薬剤師の職能はコンピュータで十分に代替できる、という意見を時折聞くことがあります。薬剤師自身がそのように発言することもあり、今回の記事のように、そういった理由から実務を離れようとする方もおられるようです。
一昨年、オックスフォード大から「コンピュータ(ロボット化)の影響を受けやすい仕事」に関するレポートが発表され、700余りの職業をランキングしています。非定型的で対人スキルを要する仕事ほど、コンピュータに代替されにくいということになりますが、例えば内科医/外科医は代替されにくい方から15位、歯科医は19位、看護師は46位です。
鈴木さん、あるいは薬剤師は単純な職務だと実務を離れる方からすれば、薬剤師は下位と予想されるかもしれませんが、実際には54位です。例えば弁護士(115位)よりも代替されにくいという分析です。
そういった誤解は、患者の訴える症状と検査値、ガイドラインのプログラムがあれば、内科医はコンピュータに代替できるとする無理解と同様だと、私自身は感じています。
また日本特有の調剤薬局のマクドナルド化も、薬剤師職能の低レベル化を助長しているかもしれません。
医療経済で語るのであれば、なおさら薬剤師の活用が議論されるべきかと思います。先進国ではそれがスタンダードです。




記事「薬局はネット販売に勝てるはず!」への意見投稿

>この国は誤解しているんじゃないか

この誤解は、狭間先生ご指摘の通りだと思います。

日本では戦後、低い高齢化率と高度経済成長といった背景から手厚い保険医療を安価に提供しましたが、結果的に薬剤師が提供する市販薬と保険医療との価格逆転を生じ、市販薬分野の衰退、その後の市場化・規制緩和へと繋がりました。

同時に形骸化した医薬分業を長らく放置したことで、薬剤師は実質上機能せず、また医療経済の観点から分業が進んだ現在も、薬剤師が機能しづらい制度設計は変わっていません。
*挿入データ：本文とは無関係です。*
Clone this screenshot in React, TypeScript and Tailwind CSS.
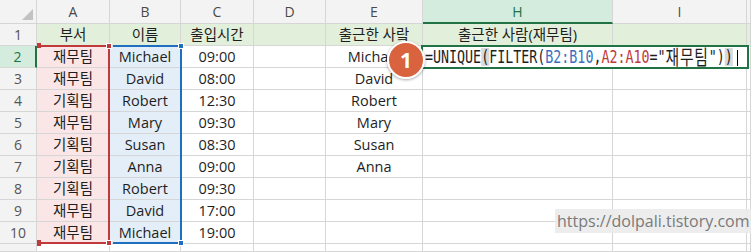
import React from "react";

const deptCol = ["재무팀", "재무팀", "기획팀", "재무팀", "기획팀", "기획팀", "기획팀", "재무팀", "재무팀"];
const nameCol = ["Michael", "David", "Robert", "Mary", "Susan", "Anna", "Robert", "David", "Michael"];
const timeCol = ["09:00", "08:00", "12:30", "09:30", "08:30", "09:00", "09:30", "17:00", "19:00"];
const uniqueCol = ["Michael", "David", "Robert", "Mary", "Susan", "Anna"];

const line = "border-r border-b border-[#d6d6d6]";
const cellBase = "flex items-center justify-center whitespace-nowrap overflow-hidden text-[14.5px] text-[#1e1e1e] " + line;
const headBase = "flex items-center justify-center bg-[#f3f3f3] text-[14px] text-[#4a4a4a] border-r border-b border-[#d6d6d6]";

function Cell({ children, className = "" }: { children?: React.ReactNode; className?: string }) {
  return <div className={cellBase + " " + className}>{children}</div>;
}

function RowHead({ n, active }: { n: number | string; active?: boolean }) {
  if (active) {
    return (
      <div className="flex items-center justify-center bg-[#d3ecdd] text-[14px] text-[#217346] border-b border-[#d6d6d6] border-r-2 border-r-[#217346]">
        {n}
      </div>
    );
  }
  return <div className="flex items-center justify-center bg-[#f3f3f3] text-[14px] text-[#555] border-r border-b border-[#d6d6d6]">{n}</div>;
}

function Formula() {
  return (
    <div className="absolute left-[421px] top-[45px] w-[328px] h-[24px] border-2 border-[#217346] bg-white">
      <div className="absolute left-[2px] top-0 h-full flex items-center">
        <span className="inline-flex items-center origin-left scale-x-[0.74] font-['DejaVu_Sans_Mono','Noto_Sans_CJK_KR',monospace] text-[18px] leading-none text-[#1e1e1e] whitespace-pre">
          <span>=UNIQUE</span>
          <span className="bg-[#d9d9d9]">(</span>
          <span>FILTER(</span>
          <span className="text-[#3a6fc0]">B2:B10</span>
          <span>,</span>
          <span className="text-[#c0393b]">A2:A10</span>
          <span>="</span>
          <span className="font-['Noto_Sans_CJK_KR',sans-serif] text-[20px] tracking-[1px]">재무팀</span>
          <span>")</span>
          <span className="bg-[#d9d9d9]">)</span>
        </span>
      </div>
      <div className="absolute left-[314px] top-[3px] w-px h-[16px] bg-black" />
    </div>
  );
}

function RangeMarks() {
  return (
    <>
      {/* red range A2:A10 */}
      <div className="absolute left-[38px] top-[45px] w-[71px] h-[2px] bg-[#c0393b]" />
      <div className="absolute left-[108px] top-[45px] w-[2px] h-[199px] bg-[#c0393b]" />
      <div className="absolute left-[38px] top-[242px] w-[71px] h-[2px] bg-[#c0393b]" />
      <div className="absolute left-[106px] top-[43px] w-[6px] h-[6px] bg-[#c0393b] border border-white" />
      <div className="absolute left-[106px] top-[240px] w-[6px] h-[6px] bg-[#c0393b] border border-white" />
      <div className="absolute left-[37px] top-[43px] w-[4px] h-[5px] bg-[#c0393b]" />
      <div className="absolute left-[37px] top-[240px] w-[4px] h-[6px] bg-[#c0393b]" />
      {/* blue range B2:B10 */}
      <div className="absolute left-[113px] top-[45px] w-[68px] h-[2px] bg-[#1f6fc0]" />
      <div className="absolute left-[180px] top-[45px] w-[2px] h-[199px] bg-[#1f6fc0]" />
      <div className="absolute left-[113px] top-[242px] w-[68px] h-[2px] bg-[#1f6fc0]" />
      <div className="absolute left-[178px] top-[43px] w-[6px] h-[6px] bg-[#1f6fc0] border border-white" />
      <div className="absolute left-[178px] top-[240px] w-[6px] h-[6px] bg-[#1f6fc0] border border-white" />
    </>
  );
}

export default function App() {
  return (
    <div className="relative w-[751px] h-[252px] overflow-hidden bg-white font-['Open_Sans','Noto_Sans_CJK_KR',sans-serif]">
      <div className="grid h-full grid-cols-[37px_73px_71px_73px_72px_97px_190px_134px_1fr] grid-rows-[24px_repeat(10,22px)_1fr]">
        {/* column headers */}
        <div className="relative bg-[#f3f3f3] border-r border-b border-[#d6d6d6]">
          <svg className="absolute left-0 top-0" width="37" height="24" viewBox="0 0 37 24">
            <polygon points="22,20 33,9 33,20" fill="#c2c2c2" />
          </svg>
        </div>
        <div className={headBase}>A</div>
        <div className={headBase}>B</div>
        <div className={headBase}>C</div>
        <div className={headBase}>D</div>
        <div className={headBase}>E</div>
        <div className="flex items-center justify-center bg-[#d3ecdd] text-[14px] text-[#217346] border-r border-[#d6d6d6] border-b-2 border-b-[#217346]">H</div>
        <div className={headBase}>I</div>
        <div className={headBase} />

        {/* row 1 */}
        <RowHead n={1} />
        <Cell className="bg-[#e2efda]">부서</Cell>
        <Cell className="bg-[#e2efda]">이름</Cell>
        <Cell className="bg-[#e2efda]">출입시간</Cell>
        <Cell className="bg-[#e2efda]" />
        <Cell className="bg-[#e2efda]">출근한 사랔</Cell>
        <Cell className="bg-[#e2efda]">출근한 사람(재무팀)</Cell>
        <Cell className="bg-[#e2efda]" />
        <Cell className="bg-[#e2efda]" />

        {/* rows 2-10 */}
        {deptCol.map((dept, i) => (
          <React.Fragment key={i}>
            <RowHead n={i + 2} active={i === 0} />
            <Cell className="bg-[#fae6e6]">{dept}</Cell>
            <Cell className="bg-[#e4eef8]">{nameCol[i]}</Cell>
            <Cell>{timeCol[i]}</Cell>
            <Cell />
            <Cell>{uniqueCol[i] ?? ""}</Cell>
            <Cell />
            <Cell />
            <Cell />
          </React.Fragment>
        ))}

        {/* row 11 (partial) */}
        <RowHead n="" />
        <Cell />
        <Cell />
        <Cell />
        <Cell />
        <Cell />
        <Cell />
        <Cell />
        <Cell />
      </div>

      <RangeMarks />
      <Formula />

      {/* step badge */}
      <div className="absolute left-[387px] top-[41px] w-[38px] h-[38px] rounded-full bg-[#d9623f] border-2 border-white shadow-[0_1px_3px_rgba(0,0,0,0.35)] flex items-center justify-center">
        <span className="text-white text-[21px] font-bold leading-none">1</span>
      </div>

      {/* watermark */}
      <div className="absolute left-[555px] top-[209px] h-[24px] px-[2px] bg-[#ebebeb]/90 flex items-center">
        <span className="text-[16px] text-[#7a7a7a] leading-none">https://dolpali.tistory.com</span>
      </div>
    </div>
  );
}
この薬局・薬剤師に対するイメージが、有識者を含む社会の共通認識となっています。
中でも、政府系会議出席者の理解度が低く、またその点について問題意識も希薄であることは、この国の薬局のあり方に大きな影を落としています。

ただ薬剤師側が主張するように、薬学に専門性が存在するのであれば、一義的にその説明責任は薬剤師自身にあります。
分業バブル以降の日本薬剤師会が、あるべき制度設計や薬局・薬剤師のあり方について主張や説明を怠ってきた、あるいは主張するに足る能力を持っていなかったことは、不遇ではなく薬剤師自身の問題であることを自認する必要があります。

大きな流れでは、医師会や医系官僚が推し進める院内調剤への回帰がありますし、直近では来月12日、規制改革会議の公開ディスカッションにおいて医薬分業の是非が取り上げられます。ディスカッションでは、処方医療機関と薬局とを物理的に分ける必要があるのか、また薬局で支払う医療費が効果に見合うものかどうかについて、「患者の利便性」から見直すことになっています。つまりは医薬分業とそのコストを否定する予定、ということです。
規制改革会議の公開ディスカッションは「世論の喚起」が目的です。ここで生じた世論を背景に、来年4月の報酬改定が議論されます。

他のステークホルダーとの争いにおいて薬剤師の負けが込むことは、薬剤師にとって利益の消失に過ぎませんが、同時に他の先進国と比較して、薬剤師が提供すべき国民利益を失わせていることについて、私たちは認めなければなりません。

本来的に、薬剤師は国民に対してその責任を負っています。